Still other studies have explored factors that make players change their behavior: this paper examines punishment mechanisms, and this one looks at history and how group behaviors change after multiple rounds of a public goods game.

  • The results: the ability for contributors to punish free riders (even at a cost to themselves) results in higher levels of cooperation and less free riding (although opportunities for counter-punishment make this less effective).  Conversely, players who begin the public goods game with a high tendency to contribute tend to gradually contribute less in later rounds the more they play with free riders.  But matching high contributors with other high contributors in round after round leads to growing contributions among that group.

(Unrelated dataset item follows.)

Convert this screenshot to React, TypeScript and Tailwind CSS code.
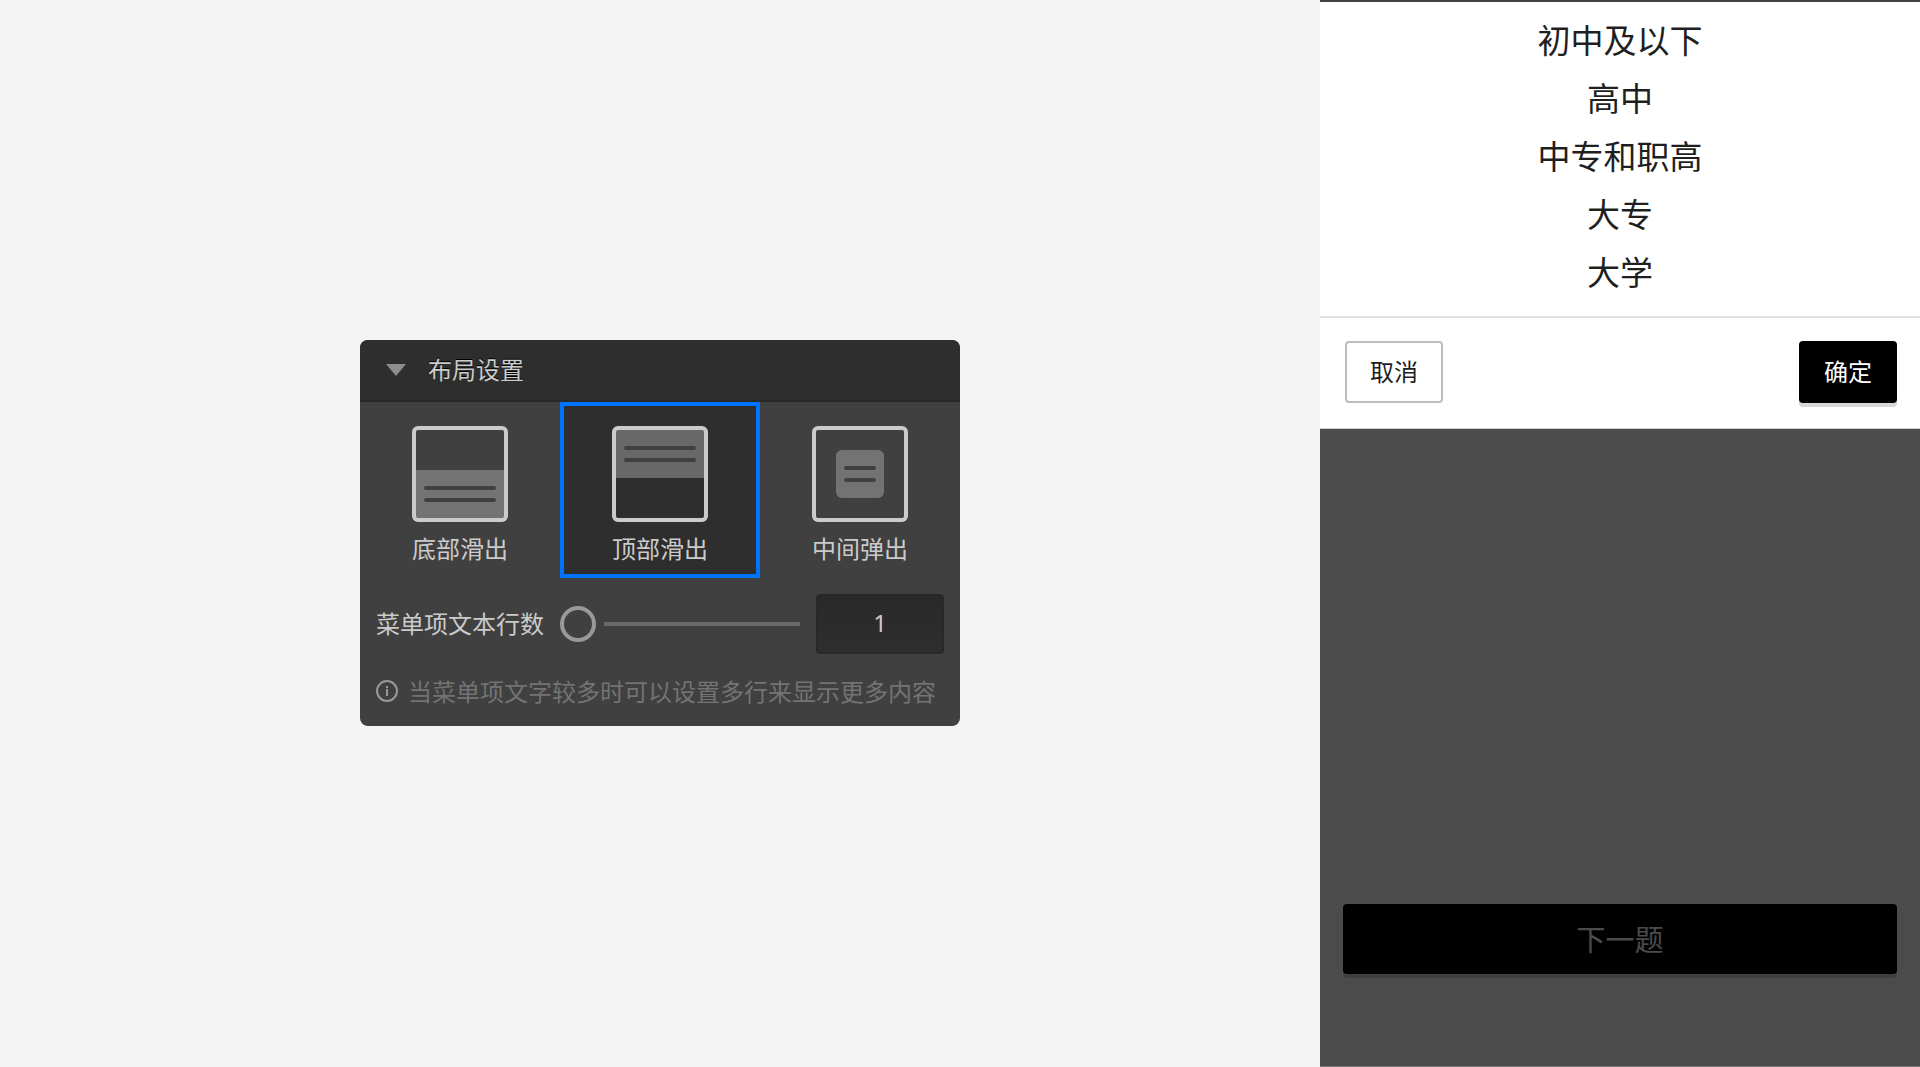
import { useState } from "react";

const LEVELS = ["初中及以下", "高中", "中专和职高", "大专", "大学"];

function IconFrame({ children }: { children: React.ReactNode }) {
  return (
    <svg viewBox="0 0 96 96" className="size-24" aria-hidden="true">
      {children}
      <rect x="2" y="2" width="92" height="92" rx="4" fill="none" stroke="#cbcbcb" strokeWidth="4" />
    </svg>
  );
}

function BottomIcon() {
  return (
    <IconFrame>
      <rect x="4" y="44" width="88" height="48" fill="#737373" />
      <rect x="12" y="60" width="72" height="4" rx="2" fill="#404040" />
      <rect x="12" y="72" width="72" height="4" rx="2" fill="#404040" />
    </IconFrame>
  );
}

function TopIcon() {
  return (
    <IconFrame>
      <rect x="4" y="4" width="88" height="48" fill="#686868" />
      <rect x="12" y="20" width="72" height="4" rx="2" fill="#404040" />
      <rect x="12" y="32" width="72" height="4" rx="2" fill="#404040" />
    </IconFrame>
  );
}

function CenterIcon() {
  return (
    <IconFrame>
      <rect x="24" y="24" width="48" height="48" rx="6" fill="#737373" />
      <rect x="32" y="40" width="32" height="4" rx="2" fill="#404040" />
      <rect x="32" y="52" width="32" height="4" rx="2" fill="#404040" />
    </IconFrame>
  );
}

const LAYOUTS = [
  { id: "bottom", label: "底部滑出", Icon: BottomIcon },
  { id: "top", label: "顶部滑出", Icon: TopIcon },
  { id: "center", label: "中间弹出", Icon: CenterIcon },
];

function SettingsPanel() {
  const [layout, setLayout] = useState("top");
  const [lines, setLines] = useState(1);

  return (
    <section className="w-full max-w-[600px] overflow-hidden rounded-lg bg-[#404040] text-2xl text-[#cbcbcb]">
      <button
        type="button"
        className="flex w-full items-center gap-[22px] border-b-2 border-[#282828] bg-[#2e2e2e] pl-[26px] text-left [text-shadow:0_-1px_0_#000]"
      >
        <svg viewBox="0 0 20 12" className="h-3 w-5" aria-hidden="true">
          <path d="M0 0h20L10 12z" fill="#8e8e8e" />
        </svg>
        <span className="pb-0.5 leading-[58px]">布局设置</span>
      </button>

      <div role="radiogroup" aria-label="布局设置" className="grid grid-cols-3">
        {LAYOUTS.map(({ id, label, Icon }) => (
          <label
            key={id}
            className="relative flex cursor-pointer flex-col items-center border-4 border-transparent pt-5 pb-2 has-checked:border-[#0073ff] has-checked:bg-[#2e2e2e]"
          >
            <input
              type="radio"
              name="layout"
              className="sr-only"
              checked={layout === id}
              onChange={() => setLayout(id)}
            />
            <Icon />
            <span className="pt-2 leading-9">{label}</span>
          </label>
        ))}
      </div>

      <div className="flex items-center gap-4 px-4 pt-4">
        <label htmlFor="lines" className="pb-0.5">
          菜单项文本行数
        </label>
        <input
          id="lines"
          type="range"
          min={1}
          max={5}
          value={lines}
          onChange={(e) => setLines(Number(e.target.value))}
          className="h-9 min-w-0 flex-1 appearance-none bg-transparent [&::-webkit-slider-runnable-track]:h-1 [&::-webkit-slider-runnable-track]:bg-[#696969] [&::-webkit-slider-thumb]:-mt-4 [&::-webkit-slider-thumb]:size-9 [&::-webkit-slider-thumb]:appearance-none [&::-webkit-slider-thumb]:rounded-full [&::-webkit-slider-thumb]:border-4 [&::-webkit-slider-thumb]:border-[#999999] [&::-webkit-slider-thumb]:bg-[#404040] [&::-webkit-slider-thumb]:shadow-[0_0_0_8px_#404040]"
        />
        <input
          type="text"
          aria-label="行数"
          value={lines}
          onChange={(e) => setLines(Number(e.target.value) || 1)}
          className="h-[60px] w-32 rounded-sm border-2 border-[#282828] bg-linear-to-b from-[#292929] to-[#2e2e2e] pb-0.5 text-center font-['Noto_Sans',sans-serif]"
        />
      </div>

      <p className="flex items-center gap-2.5 px-4 pt-[18px] pb-4 leading-[38px] whitespace-nowrap text-[#737373]">
        <svg viewBox="0 0 22 22" className="size-[22px] shrink-0" aria-hidden="true">
          <circle cx="11" cy="11" r="10" fill="none" stroke="#989898" strokeWidth="2" />
          <rect x="10" y="6" width="2" height="2" fill="#989898" />
          <rect x="10" y="9" width="2" height="7" fill="#989898" />
        </svg>
        当菜单项文字较多时可以设置多行来显示更多内容
      </p>
    </section>
  );
}

function Preview() {
  return (
    <section className="flex w-[31.25%] min-w-[400px] flex-col border-t-2 border-b border-t-[#454345] border-b-[#7a7a7a] bg-[#4b4b4b] text-2xl text-[#1f1f1f]">
      <div className="border-b border-[#cfcfcf] bg-white">
        <ul className="border-b-2 border-[#e0e0e0] pt-2 pb-4">
          {LEVELS.map((level) => (
            <li key={level}>
              <button type="button" className="w-full text-center text-[33px] leading-[58px]">
                {level}
              </button>
            </li>
          ))}
        </ul>
        <div className="flex justify-between pt-[23px] pr-[23px] pb-[25px] pl-[25px]">
          <button type="button" className="h-[62px] rounded-sm border-2 border-[#bdbdbd] px-[23px] pb-0.5">
            取消
          </button>
          <button
            type="button"
            className="h-[62px] rounded-sm bg-black px-[25px] pb-0.5 text-white shadow-[0_4px_0_#d8d6d8]"
          >
            确定
          </button>
        </div>
      </div>
      <div className="mt-auto px-[23px] pb-[92px]">
        <button
          type="button"
          className="h-[70px] w-full rounded-sm bg-black pb-0.5 text-[29px] text-[#4b4b4b] shadow-[0_4px_0_#404040]"
        >
          下一题
        </button>
      </div>
    </section>
  );
}

export default function App() {
  return (
    <main className="flex min-h-screen bg-[#f4f4f4] font-['Noto_Sans_CJK_SC',sans-serif] font-normal">
      <div className="flex min-w-0 flex-1 items-center justify-center pb-0.5">
        <SettingsPanel />
      </div>
      <Preview />
    </main>
  );
}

  • Applied to Wikipedia: punishment mechanisms for free riders are conceivable (e.g., pop-ups asking for monetary or editing contributions after a certain number of page views by a reader), but probably wouldn’t be compatible with Wikipedia culture and the project’s purpose.  Burnout from active contributors getting dispirited when they do more than everyone else they see probably is a problem, and the solution would be to facilitate and strengthen the social ties between active users.  This already happens naturally on talk pages and user pages,  outside communication channels like email and Skype, and physical meetups, but Wikipedia could make it a lot easier to see and connect with other contributors through software improvements.

This just scratches the surface of experimental research on public goods games; a more systematic survey could turn up a lot more relevant data for how better to structure Wikipedia and other collaborative knowledge projects.